The principal, they actually need to lead it. I mean, there’s also the Board of Trustees as well, but often the principal can influence the Board of Trustees.

Our children are children first, and as far as we’re concerned, they’re just our kids. And so, that’s why I think it can be really hard when we go into the meeting and we’re hearing all these things about them and about their condition, that can be emotional. But you know, they are our kids first, and what we want is them just to have a life like their brothers and sisters and to achieve whatever it is that’s right for them. 

Being able to talk to people about all the good things they can do, what they’re really good at.

Often they’re really good at some things that our other kids aren’t so good at, even if they do have some difficulties in other areas, and to be able to share with that is so important. And that’s why one of the things why I like the way IEPs are kind of set up, in that it is from those strengths that we really look at how can we develop those, and how can that strength actually help this area here that needs a bit of help.

Some of the things that we saw as a real success for our daughter were things like having friends, and I guess really being part of the group within the classroom.

And one of the ways we went about that was we started doing a little bit of coaching, netball, you know, we got a netball goal for her, and so we got her learning how to shoot goals. And then she went into the netball team, and she was actually a really good goal-shooter after a little bit of coaching.

And so she then became a really valued member of the team.

And the really nice thing that happened from that was all of the netball girls, or a few of them, at lunchtime would get together under the netball goal and shoot goals. And so she was part of the group.

Prior to that, she used to just wander around by herself, or sit on her own all through it, all through those times.

And so for us, those sort of social goals are really important. And particularly having friends, people in her life who weren’t just her family or were just there because they were being nice, but there because they wanted to be there.

Some of the other things that we managed to achieve at primary school was she was given ... she did see herself as a member of the class. It was really really nice.

She would put up her hand to do patrol, look after the pedestrian crossing. And so she was accepted, and it was very simple because there’s always a teacher involved, and she just wasn’t the lead patrol person.
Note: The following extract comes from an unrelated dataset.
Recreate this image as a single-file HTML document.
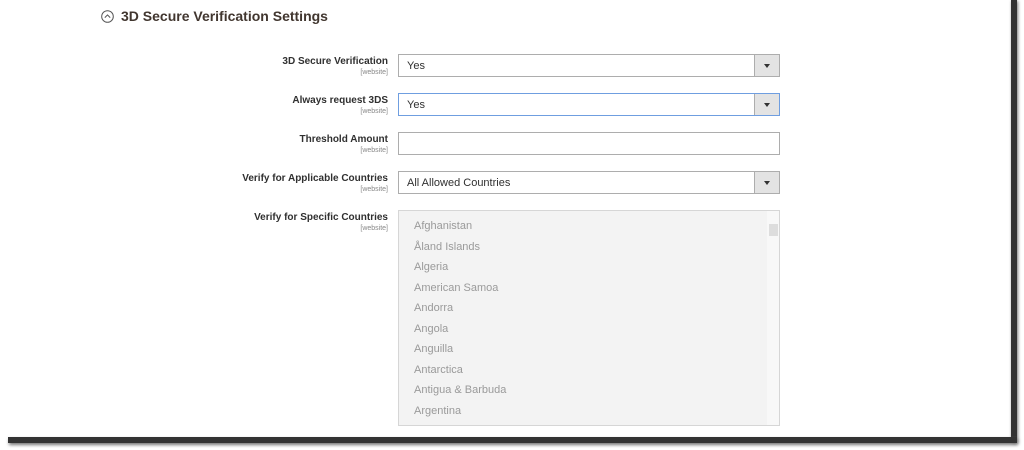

But she did that role very very well, and she was always there on time, and took responsibility for having the right gear, and made sure the other person had the right gear. So she had lots of strengths in other things and organisation that other kids might not have had at her age, and she did the job very very well. And that also got her connecting with other people on an equal basis. So, those are some of the really nice things that happened that we felt were real successes. The things that were going to take her into adulthood.

Rita:
I know when the school moved to having a classroom on the site of an intermediate, things changed because she would have time outside where the children from the intermediate would come and talk to her. And she’d be in her walking frame, her pacer, they call it, and the children would come up to her, and she absolutely loved it. And they thought it was great because she was quite different, so they wanted to check her out and talk to her.

So, actually having that mentioned in the IEP was great because it was planned time for her to go outside at lunchtime in her pacer, which can take quite some time to set up and put her in there. So she could have that social contact, and so the other children could get to know who she was.